Function doesn't have a lift in a space related to Topologist's sine curve

I'll use the convention that $S^1 = \{z\in\mathbb C : \lvert z \rvert = 1\}$ and $p(t)=e^{2\pi i t}$, to avoid the clash of notations between ordered pairs in $\mathbb R^2$ and open intervals in $\mathbb R$.

Let $L$ be the segment on the $y$-axis. WLOG assume that $f(L)=\{1\}$. Suppose $\tilde f\colon Y\rightarrow R$ is a lift. Since $Y\setminus L$ is connected, $\tilde f(Y\setminus L)$ is also connected, so it must lie in one of the components of $p^{-1}(f(Y\setminus L))=\mathbb R \setminus 2\pi \mathbb Z$, say the interval $(0,2\pi)$. It follows by the surjectivity of $f$ that $\tilde f(Y\setminus L)$ must be precisely $(0,2\pi)$. Now $Y$ is compact, so $\tilde f(Y) \supset [0,2\pi]$. Thus, $\{0,2\pi\}\subset \tilde f(L)$, contradicting your observation that $\tilde f(L)$ is one point.

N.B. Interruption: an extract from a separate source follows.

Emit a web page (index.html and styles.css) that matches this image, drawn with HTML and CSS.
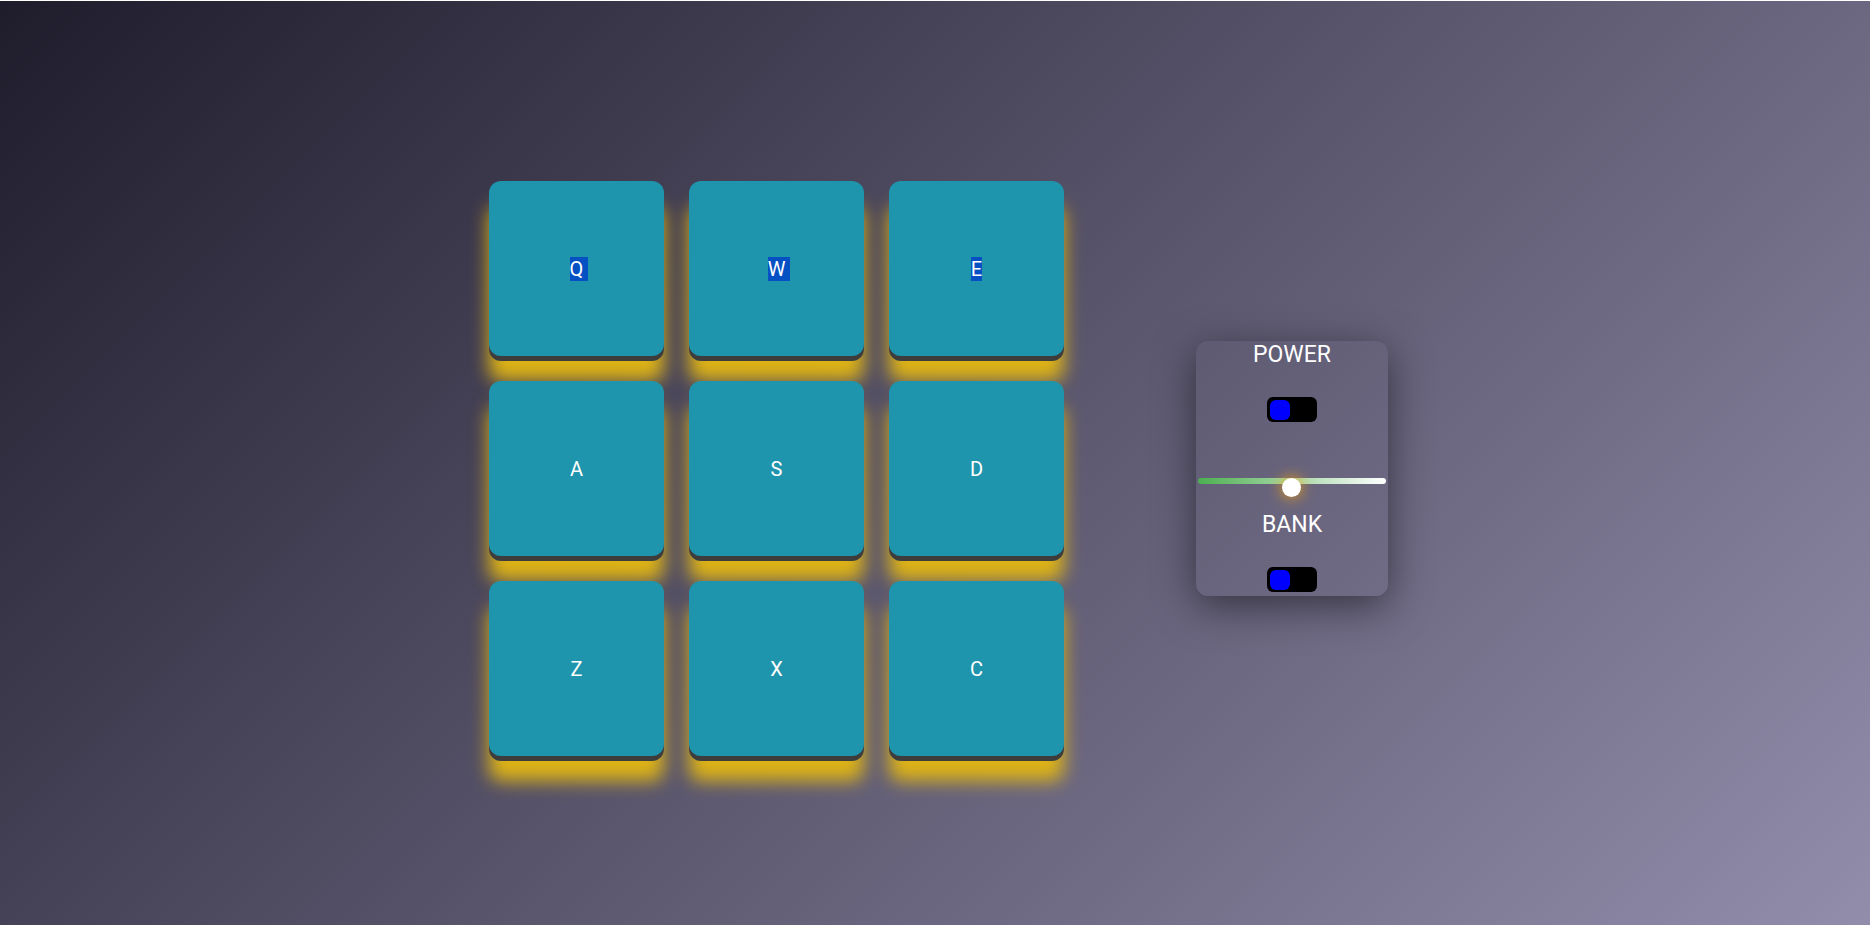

Alternatively for the last step, observe that $\tilde f(L)$ should be connected, but $\tilde f(L) \subset 2\pi\mathbb Z$ is a discrete set containing at least two points.

Consider the injective path $g:[0,\infty)\to Y$ starting at $(0,0)$, running through the arc connecting $(0,0)$ and $(1/\pi,0)$, and sending $x$ to $(1/x,\sin x)$ for $x\ge\pi$. Assume that $\tilde f:Y\to R$ is a lift for $f:Y\twoheadrightarrow S^1$. As $f$ is injective except for the vertical segment, and $g$ avoids this segment, $\tilde fg$ must be injective, and thus strictly increasing. Denote the point $\tilde fg(0)=\tilde f(0,0)$ by $y_0$. Consider the points $x_n=\left(\frac1{n\pi},0\right)$. We have $x_n=g(n\pi)$, so the sequence $y_n=\tilde f(x_n)$ increases. But $(x_n)_n\to (0,0)$, so $y_n\to y_0$, which is impossible as $y_0=\tilde fg(0)$ is less than $y_1=\tilde fg(\pi)$.